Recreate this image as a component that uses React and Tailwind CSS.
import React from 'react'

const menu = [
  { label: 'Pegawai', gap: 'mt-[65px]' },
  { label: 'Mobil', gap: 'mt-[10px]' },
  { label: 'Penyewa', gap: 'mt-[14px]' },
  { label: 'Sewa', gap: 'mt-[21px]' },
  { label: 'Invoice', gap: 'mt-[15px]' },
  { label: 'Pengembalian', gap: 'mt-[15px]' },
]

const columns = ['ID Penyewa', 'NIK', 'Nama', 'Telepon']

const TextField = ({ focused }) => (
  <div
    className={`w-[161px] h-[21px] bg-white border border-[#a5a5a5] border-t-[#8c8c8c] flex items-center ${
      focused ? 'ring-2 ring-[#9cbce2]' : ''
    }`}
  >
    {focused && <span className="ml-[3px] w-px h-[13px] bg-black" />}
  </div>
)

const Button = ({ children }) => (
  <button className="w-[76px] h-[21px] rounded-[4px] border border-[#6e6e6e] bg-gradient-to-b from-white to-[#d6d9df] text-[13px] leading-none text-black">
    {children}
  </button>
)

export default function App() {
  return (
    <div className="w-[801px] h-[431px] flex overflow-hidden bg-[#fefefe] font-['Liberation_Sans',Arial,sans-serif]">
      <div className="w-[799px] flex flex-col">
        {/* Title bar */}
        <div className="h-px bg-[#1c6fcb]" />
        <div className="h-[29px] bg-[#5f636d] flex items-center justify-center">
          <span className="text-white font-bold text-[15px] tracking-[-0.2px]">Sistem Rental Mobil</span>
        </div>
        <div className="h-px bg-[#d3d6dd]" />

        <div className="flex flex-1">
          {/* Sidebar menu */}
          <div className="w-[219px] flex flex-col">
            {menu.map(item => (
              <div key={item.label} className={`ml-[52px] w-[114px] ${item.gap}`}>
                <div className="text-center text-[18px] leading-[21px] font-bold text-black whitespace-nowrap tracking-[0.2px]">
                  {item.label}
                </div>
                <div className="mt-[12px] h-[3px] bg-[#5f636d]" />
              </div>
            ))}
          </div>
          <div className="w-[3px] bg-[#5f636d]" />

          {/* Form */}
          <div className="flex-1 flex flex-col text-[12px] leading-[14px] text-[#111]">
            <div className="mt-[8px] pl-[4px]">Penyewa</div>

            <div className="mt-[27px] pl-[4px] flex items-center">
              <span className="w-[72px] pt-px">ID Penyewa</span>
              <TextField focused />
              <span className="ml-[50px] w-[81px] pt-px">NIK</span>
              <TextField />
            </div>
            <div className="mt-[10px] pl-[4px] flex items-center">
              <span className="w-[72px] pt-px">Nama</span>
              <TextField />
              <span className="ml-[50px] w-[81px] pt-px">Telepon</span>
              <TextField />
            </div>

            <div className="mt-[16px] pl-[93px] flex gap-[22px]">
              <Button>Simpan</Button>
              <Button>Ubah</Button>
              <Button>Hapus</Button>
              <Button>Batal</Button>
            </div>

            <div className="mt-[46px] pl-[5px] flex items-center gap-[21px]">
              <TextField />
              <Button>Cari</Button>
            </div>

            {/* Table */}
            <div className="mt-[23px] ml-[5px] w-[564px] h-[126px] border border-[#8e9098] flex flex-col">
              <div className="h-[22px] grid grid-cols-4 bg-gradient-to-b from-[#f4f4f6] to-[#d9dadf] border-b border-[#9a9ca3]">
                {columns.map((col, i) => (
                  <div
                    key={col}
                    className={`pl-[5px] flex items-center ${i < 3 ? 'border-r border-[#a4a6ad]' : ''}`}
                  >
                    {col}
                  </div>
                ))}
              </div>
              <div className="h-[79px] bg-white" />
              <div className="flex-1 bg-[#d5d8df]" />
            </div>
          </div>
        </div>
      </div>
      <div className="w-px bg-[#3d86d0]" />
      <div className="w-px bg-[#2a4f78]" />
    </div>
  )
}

^^^^^^^^^^^^^^^^

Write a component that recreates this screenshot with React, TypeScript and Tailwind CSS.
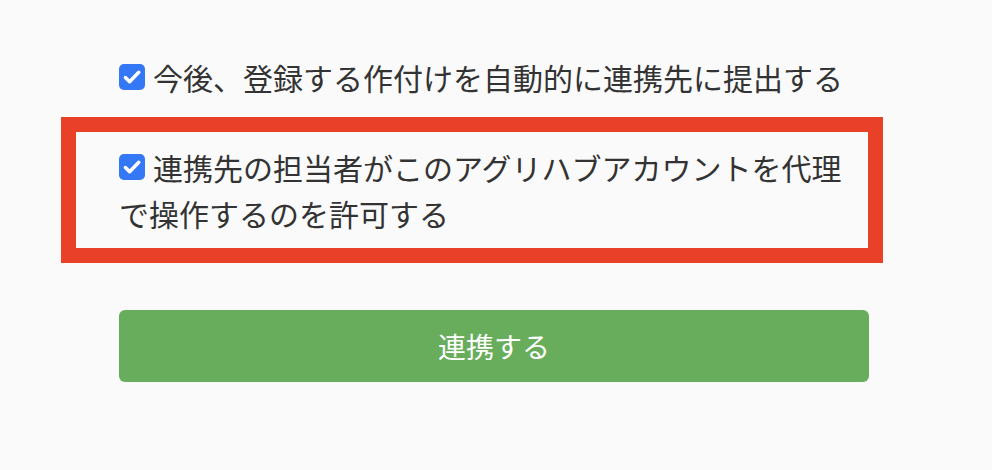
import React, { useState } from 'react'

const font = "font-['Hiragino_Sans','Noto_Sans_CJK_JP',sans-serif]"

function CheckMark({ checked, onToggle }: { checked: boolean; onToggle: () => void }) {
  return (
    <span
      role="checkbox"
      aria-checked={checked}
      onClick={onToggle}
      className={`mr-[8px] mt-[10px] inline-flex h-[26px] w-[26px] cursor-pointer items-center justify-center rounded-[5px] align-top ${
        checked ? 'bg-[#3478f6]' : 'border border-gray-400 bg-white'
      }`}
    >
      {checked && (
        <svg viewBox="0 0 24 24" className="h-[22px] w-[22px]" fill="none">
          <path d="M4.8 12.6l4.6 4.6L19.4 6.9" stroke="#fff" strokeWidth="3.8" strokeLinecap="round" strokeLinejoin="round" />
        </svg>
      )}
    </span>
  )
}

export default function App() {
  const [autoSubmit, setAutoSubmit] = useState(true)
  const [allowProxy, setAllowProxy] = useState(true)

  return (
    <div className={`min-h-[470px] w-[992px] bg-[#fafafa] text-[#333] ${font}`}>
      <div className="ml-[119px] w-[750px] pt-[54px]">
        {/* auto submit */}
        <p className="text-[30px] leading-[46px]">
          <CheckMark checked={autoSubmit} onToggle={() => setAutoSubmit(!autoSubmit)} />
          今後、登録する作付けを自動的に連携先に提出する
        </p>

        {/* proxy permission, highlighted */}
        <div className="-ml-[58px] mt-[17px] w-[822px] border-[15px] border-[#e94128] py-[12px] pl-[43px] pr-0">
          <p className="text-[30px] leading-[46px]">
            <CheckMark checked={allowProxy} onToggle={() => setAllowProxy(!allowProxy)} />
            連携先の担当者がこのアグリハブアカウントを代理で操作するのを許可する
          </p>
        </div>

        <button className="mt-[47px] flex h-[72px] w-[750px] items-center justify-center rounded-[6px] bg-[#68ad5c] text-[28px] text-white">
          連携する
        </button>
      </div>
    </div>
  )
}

^^^^^^^^^^^^^^^^

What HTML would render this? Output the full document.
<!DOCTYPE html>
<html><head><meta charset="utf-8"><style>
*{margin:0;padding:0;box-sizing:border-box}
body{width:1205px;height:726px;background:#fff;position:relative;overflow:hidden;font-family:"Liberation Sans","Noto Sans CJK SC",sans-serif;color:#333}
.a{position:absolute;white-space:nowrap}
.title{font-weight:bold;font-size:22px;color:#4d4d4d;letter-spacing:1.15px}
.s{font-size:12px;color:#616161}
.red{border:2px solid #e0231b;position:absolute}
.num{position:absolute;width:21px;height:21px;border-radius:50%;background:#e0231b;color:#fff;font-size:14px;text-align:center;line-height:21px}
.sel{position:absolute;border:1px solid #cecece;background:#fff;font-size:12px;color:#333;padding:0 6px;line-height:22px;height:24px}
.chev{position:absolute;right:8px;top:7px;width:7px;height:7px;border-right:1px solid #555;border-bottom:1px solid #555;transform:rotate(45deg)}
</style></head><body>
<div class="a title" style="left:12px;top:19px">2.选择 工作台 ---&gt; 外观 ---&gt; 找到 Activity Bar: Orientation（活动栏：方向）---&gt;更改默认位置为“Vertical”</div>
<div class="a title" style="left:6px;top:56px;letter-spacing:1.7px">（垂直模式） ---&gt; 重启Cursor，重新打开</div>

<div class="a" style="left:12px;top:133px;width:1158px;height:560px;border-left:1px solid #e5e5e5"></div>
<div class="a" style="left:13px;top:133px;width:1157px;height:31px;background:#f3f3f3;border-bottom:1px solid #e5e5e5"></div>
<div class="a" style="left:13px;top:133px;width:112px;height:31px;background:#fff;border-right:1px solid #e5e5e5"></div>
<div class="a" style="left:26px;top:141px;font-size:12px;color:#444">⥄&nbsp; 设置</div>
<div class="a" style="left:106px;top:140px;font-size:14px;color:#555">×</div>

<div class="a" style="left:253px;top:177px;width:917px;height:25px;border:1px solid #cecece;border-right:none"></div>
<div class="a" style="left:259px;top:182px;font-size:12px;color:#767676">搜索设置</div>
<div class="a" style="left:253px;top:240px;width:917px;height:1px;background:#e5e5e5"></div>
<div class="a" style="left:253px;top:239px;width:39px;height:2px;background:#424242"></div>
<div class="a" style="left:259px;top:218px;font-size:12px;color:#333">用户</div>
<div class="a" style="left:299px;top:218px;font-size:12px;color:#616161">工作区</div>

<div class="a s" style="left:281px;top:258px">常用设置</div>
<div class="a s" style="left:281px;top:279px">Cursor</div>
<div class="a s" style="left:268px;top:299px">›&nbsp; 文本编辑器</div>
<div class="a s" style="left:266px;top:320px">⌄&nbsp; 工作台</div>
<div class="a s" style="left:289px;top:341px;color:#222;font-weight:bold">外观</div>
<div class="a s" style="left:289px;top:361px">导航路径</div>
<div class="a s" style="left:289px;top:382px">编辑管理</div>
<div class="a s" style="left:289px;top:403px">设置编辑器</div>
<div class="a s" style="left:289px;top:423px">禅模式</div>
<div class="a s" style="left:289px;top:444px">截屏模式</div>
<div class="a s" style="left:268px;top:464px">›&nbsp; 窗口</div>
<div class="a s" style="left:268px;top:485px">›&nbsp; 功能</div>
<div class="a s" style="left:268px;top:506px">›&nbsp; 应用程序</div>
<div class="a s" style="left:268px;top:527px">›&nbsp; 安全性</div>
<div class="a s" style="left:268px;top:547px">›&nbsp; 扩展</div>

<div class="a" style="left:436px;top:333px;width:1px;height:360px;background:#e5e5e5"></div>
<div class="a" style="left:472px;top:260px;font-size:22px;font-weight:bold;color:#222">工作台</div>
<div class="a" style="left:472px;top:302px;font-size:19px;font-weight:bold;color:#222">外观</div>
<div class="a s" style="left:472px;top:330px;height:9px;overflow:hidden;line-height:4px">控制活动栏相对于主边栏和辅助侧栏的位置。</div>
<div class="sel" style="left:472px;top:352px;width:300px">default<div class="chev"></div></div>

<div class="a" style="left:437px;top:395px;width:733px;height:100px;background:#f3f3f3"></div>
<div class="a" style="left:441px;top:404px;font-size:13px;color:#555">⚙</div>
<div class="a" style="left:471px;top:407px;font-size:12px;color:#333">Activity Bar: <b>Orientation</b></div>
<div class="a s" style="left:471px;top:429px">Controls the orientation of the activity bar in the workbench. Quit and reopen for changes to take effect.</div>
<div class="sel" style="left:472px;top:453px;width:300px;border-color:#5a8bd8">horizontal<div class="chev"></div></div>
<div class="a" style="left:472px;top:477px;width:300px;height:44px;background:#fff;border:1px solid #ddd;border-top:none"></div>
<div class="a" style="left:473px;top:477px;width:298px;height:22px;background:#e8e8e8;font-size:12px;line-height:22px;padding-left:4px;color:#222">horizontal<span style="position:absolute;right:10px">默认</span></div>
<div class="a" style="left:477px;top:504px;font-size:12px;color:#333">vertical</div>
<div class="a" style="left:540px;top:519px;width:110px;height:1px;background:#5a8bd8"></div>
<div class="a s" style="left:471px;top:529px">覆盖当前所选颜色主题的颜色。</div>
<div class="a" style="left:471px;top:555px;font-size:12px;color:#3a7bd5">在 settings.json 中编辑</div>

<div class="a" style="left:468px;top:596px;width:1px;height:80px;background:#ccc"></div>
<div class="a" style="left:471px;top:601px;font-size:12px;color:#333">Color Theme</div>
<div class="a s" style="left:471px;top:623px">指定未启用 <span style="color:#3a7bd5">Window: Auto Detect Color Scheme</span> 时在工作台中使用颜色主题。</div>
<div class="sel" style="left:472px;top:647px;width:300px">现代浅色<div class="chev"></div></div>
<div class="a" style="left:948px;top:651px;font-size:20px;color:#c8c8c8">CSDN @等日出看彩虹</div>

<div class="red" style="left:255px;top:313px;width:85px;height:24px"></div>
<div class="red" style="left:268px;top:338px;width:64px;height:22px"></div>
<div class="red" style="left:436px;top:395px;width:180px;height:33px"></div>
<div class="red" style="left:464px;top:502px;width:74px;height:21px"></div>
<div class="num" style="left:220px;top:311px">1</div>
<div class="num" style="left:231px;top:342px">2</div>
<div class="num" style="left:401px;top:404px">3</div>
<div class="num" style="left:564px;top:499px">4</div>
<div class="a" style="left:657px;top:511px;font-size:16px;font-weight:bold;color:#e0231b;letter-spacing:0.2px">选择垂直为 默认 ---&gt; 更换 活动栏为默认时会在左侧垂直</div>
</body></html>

^^^^^^^^^^^^^^^^

* **Exercise instructions**:
Report only the number of lines that hold the word "React".

* **Worked solution**:
4